A major Ontario union and the non-profit sector have reacted strongly to that kind of crazy talk. Canadian Union of Public Employees (CUPE) Ontario president Fred Hahn said Smith wants “to open the floodgates to big business by using taxpayer dollars to subsidize private operators’ profits.” CUPE represents more than 5,000 child care workers in Ontario.

In CUPE’s view, “big box” daycare providers are waiting to pour billions of dollars into the daycare market, taking over smaller operators and short changing children. To make it worse, they would do this just to make a buck.

Smith says about 96 per cent of for profit operators in Ontario own just one or two centres and the sector is predominately female. The government says the cost of a child care space varies across the province, but there is no consistent pattern between non-profit and for-profit centres.

Non-profit operators certainly think they are superior. They produced an open letter asserting that for-profit care “presents real and unnecessary risks.” Pity the 30 per cent of children who receive that type of care under the Liberal plan, then.

In effect, the people who clamour for more government-funded child care are willing to deny it to parents unless the program follows their own ideological preferences.

Child care at the artificially low price of $10 a day is certainly not a program the Ford government would have started. Ontario was the last province to sign on to the federal scheme, finally capitulating in March of 2022, just before the provincial election.

The province’s reservations about funding and the child care sector’s ability to meet demand for the low priced program were well-founded, as the last two years have demonstrated. The restriction on for-profit ownership has hamstrung the program and the $13.2 billion the feds have promised over six years is unlikely to be enough.

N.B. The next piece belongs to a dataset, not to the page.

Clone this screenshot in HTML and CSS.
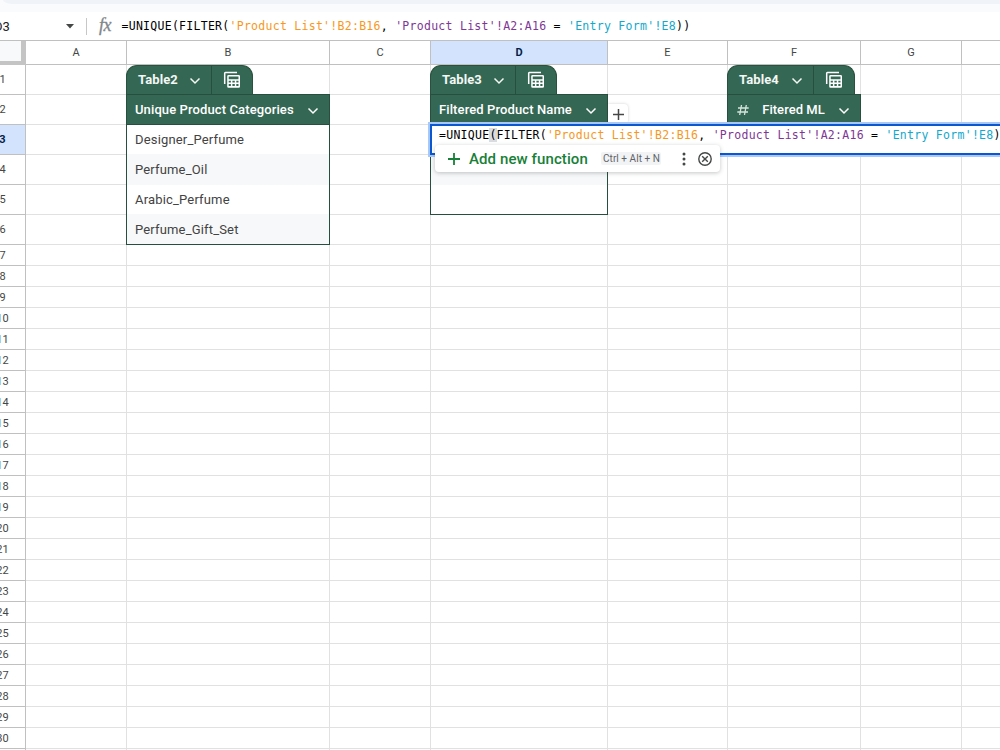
FILE: index.html
```html
<!DOCTYPE html>
<html lang="en">
<head>
<meta charset="utf-8">
<title>Spreadsheet</title>
<link rel="stylesheet" href="styles.css">
</head>
<body>
<svg class="defs" width="0" height="0">
  <symbol id="chevron" viewBox="0 0 12 12"><path d="M1.500 3.500 6 8l4.500-4.500" fill="none" stroke="currentColor" stroke-width="1.500"/></symbol>
  <symbol id="calc" viewBox="0 0 18 18"><path d="M1.700 13V2.200q0-.7.7-.7H14" fill="none" stroke="currentColor" stroke-width="1.500"/><path fill="currentColor" fill-rule="evenodd" d="M5.500 4h10.200q1.300 0 1.300 1.300v10.200q0 1.300-1.300 1.300H5.500q-1.300 0-1.300-1.300V5.300Q4.200 4 5.500 4zm.2 1.500v2.700h9.800V5.500zm0 4.200v1.900h2.200V9.700zm3.700 0v1.900h2.400V9.700zm3.900 0v1.900h2.200V9.700zm-7.600 3.400v2h2.200v-2zm3.700 0v2h2.400v-2zm3.900 0v2h2.200v-2z"/></symbol>
</svg>
<div class="app">
  <div class="toolbar"><div class="toolbar-pill"></div></div>
  <div class="formula-bar">
    <div class="name-box">D3</div>
    <svg class="caret" width="8" height="5" viewBox="0 0 8 5"><path d="M0 0h8L4 4.500z" fill="#444746"/></svg>
    <div class="divider"></div>
    <div class="fx">fx</div>
    <div class="code">=UNIQUE(FILTER(<span class="c-orange">'Product List'!B2:B16</span>, <span class="c-purple">'Product List'!A2:A16</span> = <span class="c-cyan">'Entry Form'!E8</span>))</div>
  </div>
  <div class="sheet" id="sheet">
    <section class="data-table at-b">
      <div class="tab"><div class="tab-name">Table2<svg class="chev"><use href="#chevron"/></svg></div><div class="tab-view"><svg class="calc"><use href="#calc"/></svg></div></div>
      <div class="head">Unique Product Categories<svg class="chev"><use href="#chevron"/></svg></div>
      <div class="body">
        <div class="item">Designer_Perfume</div>
        <div class="item">Perfume_Oil</div>
        <div class="item">Arabic_Perfume</div>
        <div class="item">Perfume_Gift_Set</div>
      </div>
    </section>
    <section class="data-table at-d">
      <div class="tab"><div class="tab-name">Table3<svg class="chev"><use href="#chevron"/></svg></div><div class="tab-view"><svg class="calc"><use href="#calc"/></svg></div></div>
      <div class="head">Filtered Product Name<svg class="chev"><use href="#chevron"/></svg></div>
      <div class="body">
        <div class="item"></div>
        <div class="item"></div>
        <div class="item"></div>
      </div>
    </section>
    <section class="data-table at-f">
      <div class="tab"><div class="tab-name">Table4<svg class="chev"><use href="#chevron"/></svg></div><div class="tab-view"><svg class="calc"><use href="#calc"/></svg></div></div>
      <div class="head"><svg class="hash" width="12" height="12" viewBox="0 0 12 12"><path d="M4.500 1 2.700 11M9.300 1 7.500 11M1 4h10.700M.3 8H11" fill="none" stroke="#d5e4dc" stroke-width="1.300"/></svg>Fitered ML<svg class="chev"><use href="#chevron"/></svg></div>
    </section>
    <div class="add-column"><svg width="11" height="11" viewBox="0 0 11 11"><path d="M5.500 0v11M0 5.500h11" stroke="#444746" stroke-width="1.500"/></svg></div>
    <div class="editor">
      <div class="code">=UNIQUE<span class="paren">(</span>FILTER(<span class="c-orange">'Product List'!B2:B16</span>, <span class="c-purple">'Product List'!A2:A16</span> = <span class="c-cyan">'Entry Form'!E8</span>)<span class="code-end">)</span></div>
      <div class="hint">
        <svg width="12" height="12" viewBox="0 0 12 12"><path d="M6 0v12M0 6h12" stroke="#188038" stroke-width="1.800"/></svg>
        <span class="hint-text">Add new function</span>
        <span class="keys">Ctrl + Alt + N</span>
        <svg class="dots" width="4" height="14" viewBox="0 0 4 14"><g fill="#444746"><circle cx="2" cy="2" r="1.500"/><circle cx="2" cy="7" r="1.500"/><circle cx="2" cy="12" r="1.500"/></g></svg>
        <svg width="14" height="14" viewBox="0 0 14 14"><g fill="none" stroke="#444746" stroke-width="1.400"><circle cx="7" cy="7" r="6.200"/><path d="m4.200 4.200 5.600 5.600m0-5.600L4.200 9.800"/></g></svg>
      </div>
    </div>
  </div>
</div>
<script src="grid.js"></script>
</body>
</html>
```
FILE: styles.css
```css
* { box-sizing: border-box; }
body { margin: 0; font-family: Roboto, sans-serif; background: #fff; overflow: hidden; }
.defs { position: absolute; }
.app { width: 1000px; height: 750px; overflow: hidden; display: flex; flex-direction: column; }
.toolbar { flex: none; height: 12px; background: #f9fbfd; padding-left: 3px; }
.toolbar-pill { height: 4px; background: #f0f4f9; border-bottom-left-radius: 10px 4px; }
.formula-bar { flex: none; height: 28px; display: flex; align-items: center; background: #fff; }
.name-box { width: 66px; font-size: 13px; color: #202124; text-indent: -6px; }
.caret { flex: none; }
.divider { width: 1px; height: 17px; background: #c7c7c7; margin: 0 12px; }
.fx { width: 22.500px; font: italic 18px "Liberation Serif", serif; color: #80868b; letter-spacing: -.5px; padding-bottom: 1px; -webkit-text-stroke: .3px #80868b; }
.code { font: 11.500px/16px "DejaVu Sans Mono", monospace; letter-spacing: .277px; white-space: pre; color: #000; }
.c-orange { color: #f7981d; }
.c-purple { color: #7e3794; }
.c-cyan { color: #11a9cc; }

.sheet {
  flex: none; display: grid; border-top: 1px solid #c0c0c0; overflow: hidden; width: 1000px;
  grid-template-columns: 26px 101px 203px 101px 177px 120px 133px 101px 39px;
  grid-template-rows: 24px repeat(6, 30px) repeat(25, 21px);
}
.cell { border-right: 1px solid #e1e1e1; border-bottom: 1px solid #e1e1e1; }
.col-head, .row-head { display: flex; align-items: center; justify-content: center; font-size: 11px; color: #444746; border-right: 1px solid #c0c0c0; border-bottom: 1px solid #c0c0c0; background: #fff; }
.row-head { justify-content: flex-end; }
.row-head span { width: 45px; flex: none; text-align: center; }
.active { background: #d3e3fd; color: #041e49; font-weight: 700; }
.corner { grid-area: 1 / 1; background: #f8f9fa; border-right: 5px solid #c4c4c4; border-bottom: 4px solid #c4c4c4; }

.data-table { z-index: 1; margin-left: -1px; display: flex; flex-direction: column; }
.at-b { grid-area: 2 / 3 / 8 / 4; }
.at-d { grid-area: 2 / 5 / 7 / 6; }
.at-f { grid-area: 2 / 7 / 4 / 8; }
.tab { flex: none; height: 29px; width: 127px; display: flex; background: #356854; color: #fff; border-radius: 11px 11px 0 0; border: 1px solid #28513f; border-bottom: 0; }
.at-f .tab { width: 128px; }
.tab-name { flex: none; width: 84px; padding: 0 0 2px 11px; display: flex; align-items: center; gap: 11px; font-size: 13px; font-weight: 700; letter-spacing: .1px; color: #f3f7f5; }
.at-f .tab-name { width: 85px; gap: 12px; }
.tab-view { flex: 1; border-left: 1px solid #284e3f; display: flex; align-items: center; justify-content: center; }
.chev { width: 12px; height: 12px; flex: none; margin-top: 2px; }
.tab-name .chev { margin-top: 3px; }
.calc { width: 18px; height: 18px; }
.head { flex: none; height: 31px; display: flex; align-items: center; justify-content: space-between; padding: 0 10px 0 8px; background: #356854; border: 1px solid #284e3f; color: #fff; font-size: 13px; font-weight: 500; letter-spacing: .11px; white-space: nowrap; }
.hash { margin-left: 1px; }
.at-f .head { letter-spacing: .05px; }
.body { flex: none; border: 1px solid #284e3f; border-top: 0; background: #fff; }
.item { height: 30px; padding-left: 8px; line-height: 29px; font-size: 13px; color: #434343; letter-spacing: .17px; }
.item:nth-child(even) { background: #f6f8f9; margin-top: -1px; height: 31px; line-height: 31px; }
.item:last-child { height: 29px; }
.item:last-child:nth-child(even) { height: 30px; }
.add-column { grid-area: 3 / 6; z-index: 1; margin-top: 9px; width: 20px; height: 20px; background: #fff; border-radius: 0 4px 4px 0; box-shadow: 0 0 3px rgba(60,64,67,.25); display: flex; align-items: center; justify-content: center; }
.editor { grid-area: 4 / 5 / 5 / 10; z-index: 2; position: relative; margin: -1px -10px 0 -1px; border: 2px solid #0b57d0; outline: 2px solid #a8c7fa; background: #fff; padding: 1px 0 0 7px; }
.paren { background: #dadce0; }
.hint { position: absolute; left: 3px; top: 19px; width: 285px; height: 27px; display: flex; align-items: center; padding: 0 8px 0 13px; background: #fff; border-radius: 4px; box-shadow: 0 1px 4px rgba(60,64,67,.3); white-space: nowrap; }
.hint-text { width: 119px; margin-left: 9px; color: #188038; font-size: 15px; font-weight: 500; letter-spacing: .1px; }
.keys { margin-left: 13px; padding: 0 2px; width: 60px; height: 13px; font-size: 10px; line-height: 13px; letter-spacing: .05px; color: #5f6368; background: #f1f3f4; border-radius: 2px; }
.dots { margin-left: auto; margin-right: 12px; }
```
FILE: grid.js
```js
const sheet = document.getElementById('sheet');
function add(cls, row, col, text) {
  const el = document.createElement('div');
  el.className = cls;
  el.style.gridArea = row + ' / ' + col;
  if (text) {
    const label = document.createElement('span');
    label.textContent = text;
    el.appendChild(label);
  }
  sheet.appendChild(el);
}
add('corner', 1, 1);
['A', 'B', 'C', 'D', 'E', 'F', 'G', ''].forEach((name, i) => {
  add('col-head' + (name === 'D' ? ' active' : ''), 1, i + 2, name);
});
for (let r = 1; r <= 31; r++) {
  add('row-head' + (r === 3 ? ' active' : ''), r + 1, 1, r < 31 ? String(r) : '');
  for (let c = 2; c <= 9; c++) add('cell', r + 1, c);
}
```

The dysfunction of the $10-a-day program is occurring across the country and it illustrates a fundamental flaw in the plan. Provinces are expected to run the program, but they don’t make the rules. That limits their ability to deliver the promised spaces. Ontario has created less than one-third of the 86,000 spaces there are to be ready by the end of 2026.

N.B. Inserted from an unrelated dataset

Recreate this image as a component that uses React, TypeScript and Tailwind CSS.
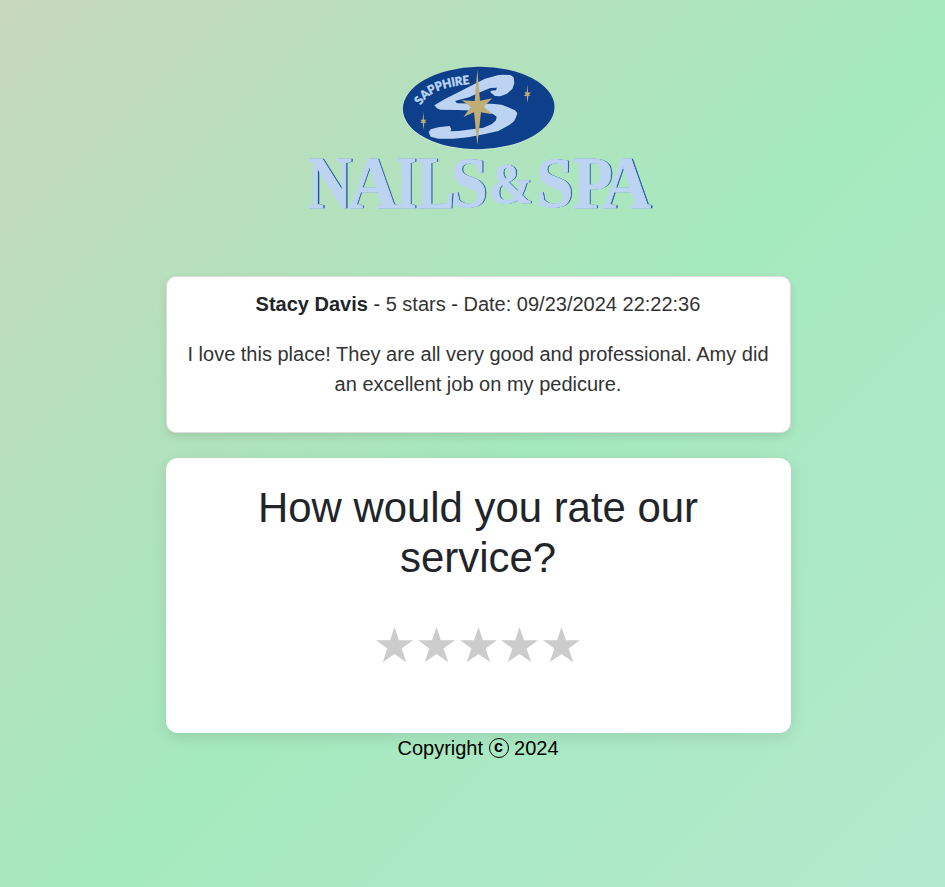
import React from "react";

type Glyph = { ch: string; x: number; size: number; sx: number; y: number };

// Each wordmark letter is condensed on its own, relative to the logo's origin.
const WORDMARK: Glyph[] = [
  { ch: "N", x: 7.6, size: 74, sx: 0.83, y: 147.5 },
  { ch: "A", x: 48, size: 74, sx: 0.93, y: 147.5 },
  { ch: "I", x: 95.4, size: 74, sx: 0.74, y: 147.5 },
  { ch: "L", x: 116.4, size: 74, sx: 0.77, y: 147.5 },
  { ch: "S", x: 151, size: 72.5, sx: 0.91, y: 147.2 },
  { ch: "&", x: 188.8, size: 57, sx: 0.93, y: 142.8 },
  { ch: "S", x: 236, size: 72.5, sx: 0.93, y: 147.2 },
  { ch: "P", x: 272.4, size: 74, sx: 0.89, y: 147.5 },
  { ch: "A", x: 301.6, size: 74, sx: 0.93, y: 147.5 },
];

function Wordmark() {
  return (
    <g strokeWidth="0.9" fontFamily="'Liberation Serif', serif" fontWeight="700">
      {WORDMARK.map((g, i) => (
        <g key={i} fontSize={g.size}>
          <text fill="#1d539b" stroke="#1d539b" strokeWidth="0.3" transform={`translate(${g.x + 1.3} ${g.y + 0.1}) scale(${g.sx} 1)`}>
            {g.ch}
          </text>
          <text fill="#bcd4f1" stroke="#bcd4f1" transform={`translate(${g.x} ${g.y}) scale(${g.sx} 1)`}>
            {g.ch}
          </text>
        </g>
      ))}
    </g>
  );
}

function Logo() {
  return (
    <svg width="355" height="155" viewBox="0 0 355 155" className="block overflow-visible" role="img" aria-label="Sapphire Nails & Spa">
      <g transform="translate(95 0) scale(0.33333)">
        <ellipse cx="249.5" cy="145.5" rx="228" ry="124.5" fill="#d3ead9" transform="rotate(-1 250 145)" />
        <ellipse cx="251" cy="144" rx="227.5" ry="123.5" fill="#0d3f8a" transform="rotate(-1 250 145)" />
        <path
          d="M118 136 L150 117 L190 97 L222 80 L270 56 L308 46 L322 44 L346 45 L356 52 L358 70 L352 87 L336 101 L316 109 L300 108 L286 97 L288 92 L303 91 L306 83 L286 84 L255 97 L222 112 L180 123 L186 130 L244 131 L290 131 L320 134 L343 143 L360 151 L367 160 L362 174 L357 184 L343 195 L310 213 L270 222 L220 232 L175 236 L130 236 L107 230 L101 217 L107 208 L130 202 L164 198 L169 208 L166 214 L190 213 L230 208 L265 203 L290 193 L303 181 L305 170 L294 162 L276 156 L240 152 L190 150 L136 149 L126 145 Z"
          fill="#bcd4f1"
        />
        <path
          d="M247 29 L255 122 L292 115 L266 140 L292 163 L258 157 L247 255 L237 157 L205 171 L228 141 L200 121 L239 123 Z"
          fill="#bfad75"
        />
        <path d="M397 73 L399 97 L408 98 L402 103 L406 108 L400 107 L398 129 L395 108 L387 108 L392 102 L388 97 L395 97 Z" fill="#bfad75" />
        <path d="M85 156 L87 179 L95 179 L90 184 L94 188 L88 188 L86 210 L83 188 L76 189 L80 184 L76 179 L83 179 Z" fill="#bfad75" />
        <path id="sapphire-arc" d="M78 136 C96 98 150 78 230 72" fill="none" />
        <text fill="#bcd4f1" stroke="#bcd4f1" strokeWidth="1.4" fontFamily="Lato, sans-serif" fontWeight="900" fontSize="36">
          <textPath href="#sapphire-arc" textLength="166" lengthAdjust="spacingAndGlyphs">
            SAPPHIRE
          </textPath>
        </text>
      </g>
      <Wordmark />
    </svg>
  );
}

function Star() {
  return (
    <svg width="37" height="36" viewBox="0 0 37 36" className="block" fill="#cccccc">
      <path d="M18.5 0 L22.9 13.2 H37 L25.6 21.6 L30.3 35.3 L18.5 27 L6.7 35.3 L11.4 21.6 L0 13.2 H14.1 Z" />
    </svg>
  );
}

export default function App() {
  return (
    <div className="min-h-[887px] bg-[linear-gradient(135deg,#c7d7bc_0%,#a5e9be_53%,#b3e9cd_100%)] pt-15 font-['Liberation_Sans',Arial,sans-serif] text-xl leading-[30px] text-[#212529]">
      <main className="ml-[166px] flex w-[625px] flex-col">
        <header className="mb-[61px] ml-[134px]">
          <Logo />
        </header>
        <article className="h-[157px] rounded-[10px] border border-[#dddddd] bg-white pt-3 pr-4 pl-[15px] text-center shadow-[0_4px_8px_rgba(0,0,0,0.1)]">
          <p>
            <strong>Stacy Davis</strong> - <span className="text-[#333333]">5 stars</span> -{" "}
            <span className="text-[#333333]">Date: 09/23/2024 22:22:36</span>
          </p>
          <p className="mt-5 text-[#333333]">
            I love this place! They are all very good and professional. Amy did an excellent job on my pedicure.
          </p>
        </article>
        <section className="mt-[25px] h-[275px] rounded-xl bg-white px-[60px] pt-[25px] text-center shadow-[0_4px_15px_rgba(0,0,0,0.1)]">
          <h1 className="pr-px text-[41.9px] leading-[50px]">How would you rate our service?</h1>
          <div className="mt-[44px] flex justify-center gap-[4.7px] pr-px">
            <Star />
            <Star />
            <Star />
            <Star />
            <Star />
          </div>
        </section>
        <footer className="flex items-center justify-center gap-[5.5px] pr-px text-black">
          <span>Copyright</span>
          <span className="flex size-5 items-center justify-center rounded-full border border-black text-[16px] leading-none font-bold">
            <span className="-mt-[2px]">c</span>
          </span>
          <span>2024</span>
        </footer>
      </main>
    </div>
  );
}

Spending billions of dollars but failing to achieve stated goals is standard operating procedure for the federal Liberals. It’s a pity that the Ontario PCs got dragged into the Liberal plan, but it was politically difficult to be the government that stood between parents and their promised entitlement.

The Ford government was right to be skeptical of the Liberal daycare plan, but that offers little consolation now.

Randall Denley is an Ottawa journalist. Contact him at [email protected]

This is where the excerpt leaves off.